◆ What the task requires:
Retype the data below without altering anything.
[Begin]
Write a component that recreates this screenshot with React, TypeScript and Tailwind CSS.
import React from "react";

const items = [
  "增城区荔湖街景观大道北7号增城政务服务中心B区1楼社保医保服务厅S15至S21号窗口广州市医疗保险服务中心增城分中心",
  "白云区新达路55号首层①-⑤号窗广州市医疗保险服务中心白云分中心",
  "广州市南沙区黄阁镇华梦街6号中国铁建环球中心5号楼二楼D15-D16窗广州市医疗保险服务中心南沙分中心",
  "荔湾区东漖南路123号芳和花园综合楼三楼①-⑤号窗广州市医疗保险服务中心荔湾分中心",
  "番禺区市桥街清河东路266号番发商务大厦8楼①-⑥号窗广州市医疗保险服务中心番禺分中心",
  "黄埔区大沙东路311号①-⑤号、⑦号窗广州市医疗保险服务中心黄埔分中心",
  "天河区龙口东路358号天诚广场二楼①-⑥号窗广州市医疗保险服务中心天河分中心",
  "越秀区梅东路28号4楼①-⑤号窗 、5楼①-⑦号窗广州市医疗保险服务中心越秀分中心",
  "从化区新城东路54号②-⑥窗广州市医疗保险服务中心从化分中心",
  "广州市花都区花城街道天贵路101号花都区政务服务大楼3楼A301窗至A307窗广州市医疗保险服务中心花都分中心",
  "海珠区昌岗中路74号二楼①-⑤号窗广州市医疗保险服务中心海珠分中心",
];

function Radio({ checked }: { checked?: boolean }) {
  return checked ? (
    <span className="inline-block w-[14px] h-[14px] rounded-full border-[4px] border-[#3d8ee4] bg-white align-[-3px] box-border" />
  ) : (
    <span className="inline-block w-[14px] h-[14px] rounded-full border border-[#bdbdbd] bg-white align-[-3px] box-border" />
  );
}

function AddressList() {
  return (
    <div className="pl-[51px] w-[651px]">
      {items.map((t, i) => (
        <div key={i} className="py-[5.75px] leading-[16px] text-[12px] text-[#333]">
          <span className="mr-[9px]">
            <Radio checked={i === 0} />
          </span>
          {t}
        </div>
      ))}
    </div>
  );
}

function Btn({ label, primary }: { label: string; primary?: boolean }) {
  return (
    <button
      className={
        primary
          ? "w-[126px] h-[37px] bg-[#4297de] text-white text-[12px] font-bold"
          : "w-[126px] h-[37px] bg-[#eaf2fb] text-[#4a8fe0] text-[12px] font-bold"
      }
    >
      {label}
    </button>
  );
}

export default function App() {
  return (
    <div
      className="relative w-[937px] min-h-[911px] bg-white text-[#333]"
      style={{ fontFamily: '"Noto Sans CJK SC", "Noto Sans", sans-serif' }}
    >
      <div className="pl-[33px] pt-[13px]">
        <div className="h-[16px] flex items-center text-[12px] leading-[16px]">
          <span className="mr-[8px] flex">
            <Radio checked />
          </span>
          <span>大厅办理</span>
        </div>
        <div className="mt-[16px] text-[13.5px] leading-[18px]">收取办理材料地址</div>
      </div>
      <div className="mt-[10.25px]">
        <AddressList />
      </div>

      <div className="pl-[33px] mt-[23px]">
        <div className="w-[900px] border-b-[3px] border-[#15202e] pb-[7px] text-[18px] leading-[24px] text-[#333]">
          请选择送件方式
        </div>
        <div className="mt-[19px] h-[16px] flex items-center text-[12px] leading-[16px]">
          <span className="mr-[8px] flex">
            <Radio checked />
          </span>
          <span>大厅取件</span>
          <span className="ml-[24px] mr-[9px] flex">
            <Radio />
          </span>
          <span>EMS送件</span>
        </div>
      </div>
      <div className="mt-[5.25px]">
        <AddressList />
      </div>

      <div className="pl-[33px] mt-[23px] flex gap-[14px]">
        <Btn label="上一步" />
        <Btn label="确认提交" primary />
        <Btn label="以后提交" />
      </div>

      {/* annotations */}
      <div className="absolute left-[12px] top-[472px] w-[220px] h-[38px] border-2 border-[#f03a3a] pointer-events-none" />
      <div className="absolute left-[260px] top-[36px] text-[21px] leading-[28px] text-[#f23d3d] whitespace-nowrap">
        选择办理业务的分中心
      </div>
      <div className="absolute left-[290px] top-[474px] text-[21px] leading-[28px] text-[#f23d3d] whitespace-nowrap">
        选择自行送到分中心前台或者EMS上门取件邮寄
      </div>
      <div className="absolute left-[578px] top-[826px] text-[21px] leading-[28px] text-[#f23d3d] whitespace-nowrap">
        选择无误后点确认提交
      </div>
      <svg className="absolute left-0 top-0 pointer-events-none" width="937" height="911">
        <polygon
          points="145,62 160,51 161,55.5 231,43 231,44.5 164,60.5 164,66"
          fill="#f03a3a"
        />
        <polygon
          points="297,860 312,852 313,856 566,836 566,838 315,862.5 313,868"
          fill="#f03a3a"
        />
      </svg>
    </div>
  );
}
[End]
◆ Answer to this task:
Write a component that recreates this screenshot with React, TypeScript and Tailwind CSS.
import React from "react";

const items = [
  "增城区荔湖街景观大道北7号增城政务服务中心B区1楼社保医保服务厅S15至S21号窗口广州市医疗保险服务中心增城分中心",
  "白云区新达路55号首层①-⑤号窗广州市医疗保险服务中心白云分中心",
  "广州市南沙区黄阁镇华梦街6号中国铁建环球中心5号楼二楼D15-D16窗广州市医疗保险服务中心南沙分中心",
  "荔湾区东漖南路123号芳和花园综合楼三楼①-⑤号窗广州市医疗保险服务中心荔湾分中心",
  "番禺区市桥街清河东路266号番发商务大厦8楼①-⑥号窗广州市医疗保险服务中心番禺分中心",
  "黄埔区大沙东路311号①-⑤号、⑦号窗广州市医疗保险服务中心黄埔分中心",
  "天河区龙口东路358号天诚广场二楼①-⑥号窗广州市医疗保险服务中心天河分中心",
  "越秀区梅东路28号4楼①-⑤号窗 、5楼①-⑦号窗广州市医疗保险服务中心越秀分中心",
  "从化区新城东路54号②-⑥窗广州市医疗保险服务中心从化分中心",
  "广州市花都区花城街道天贵路101号花都区政务服务大楼3楼A301窗至A307窗广州市医疗保险服务中心花都分中心",
  "海珠区昌岗中路74号二楼①-⑤号窗广州市医疗保险服务中心海珠分中心",
];

function Radio({ checked }: { checked?: boolean }) {
  return checked ? (
    <span className="inline-block w-[14px] h-[14px] rounded-full border-[4px] border-[#3d8ee4] bg-white align-[-3px] box-border" />
  ) : (
    <span className="inline-block w-[14px] h-[14px] rounded-full border border-[#bdbdbd] bg-white align-[-3px] box-border" />
  );
}

function AddressList() {
  return (
    <div className="pl-[51px] w-[651px]">
      {items.map((t, i) => (
        <div key={i} className="py-[5.75px] leading-[16px] text-[12px] text-[#333]">
          <span className="mr-[9px]">
            <Radio checked={i === 0} />
          </span>
          {t}
        </div>
      ))}
    </div>
  );
}

function Btn({ label, primary }: { label: string; primary?: boolean }) {
  return (
    <button
      className={
        primary
          ? "w-[126px] h-[37px] bg-[#4297de] text-white text-[12px] font-bold"
          : "w-[126px] h-[37px] bg-[#eaf2fb] text-[#4a8fe0] text-[12px] font-bold"
      }
    >
      {label}
    </button>
  );
}

export default function App() {
  return (
    <div
      className="relative w-[937px] min-h-[911px] bg-white text-[#333]"
      style={{ fontFamily: '"Noto Sans CJK SC", "Noto Sans", sans-serif' }}
    >
      <div className="pl-[33px] pt-[13px]">
        <div className="h-[16px] flex items-center text-[12px] leading-[16px]">
          <span className="mr-[8px] flex">
            <Radio checked />
          </span>
          <span>大厅办理</span>
        </div>
        <div className="mt-[16px] text-[13.5px] leading-[18px]">收取办理材料地址</div>
      </div>
      <div className="mt-[10.25px]">
        <AddressList />
      </div>

      <div className="pl-[33px] mt-[23px]">
        <div className="w-[900px] border-b-[3px] border-[#15202e] pb-[7px] text-[18px] leading-[24px] text-[#333]">
          请选择送件方式
        </div>
        <div className="mt-[19px] h-[16px] flex items-center text-[12px] leading-[16px]">
          <span className="mr-[8px] flex">
            <Radio checked />
          </span>
          <span>大厅取件</span>
          <span className="ml-[24px] mr-[9px] flex">
            <Radio />
          </span>
          <span>EMS送件</span>
        </div>
      </div>
      <div className="mt-[5.25px]">
        <AddressList />
      </div>

      <div className="pl-[33px] mt-[23px] flex gap-[14px]">
        <Btn label="上一步" />
        <Btn label="确认提交" primary />
        <Btn label="以后提交" />
      </div>

      {/* annotations */}
      <div className="absolute left-[12px] top-[472px] w-[220px] h-[38px] border-2 border-[#f03a3a] pointer-events-none" />
      <div className="absolute left-[260px] top-[36px] text-[21px] leading-[28px] text-[#f23d3d] whitespace-nowrap">
        选择办理业务的分中心
      </div>
      <div className="absolute left-[290px] top-[474px] text-[21px] leading-[28px] text-[#f23d3d] whitespace-nowrap">
        选择自行送到分中心前台或者EMS上门取件邮寄
      </div>
      <div className="absolute left-[578px] top-[826px] text-[21px] leading-[28px] text-[#f23d3d] whitespace-nowrap">
        选择无误后点确认提交
      </div>
      <svg className="absolute left-0 top-0 pointer-events-none" width="937" height="911">
        <polygon
          points="145,62 160,51 161,55.5 231,43 231,44.5 164,60.5 164,66"
          fill="#f03a3a"
        />
        <polygon
          points="297,860 312,852 313,856 566,836 566,838 315,862.5 313,868"
          fill="#f03a3a"
        />
      </svg>
    </div>
  );
}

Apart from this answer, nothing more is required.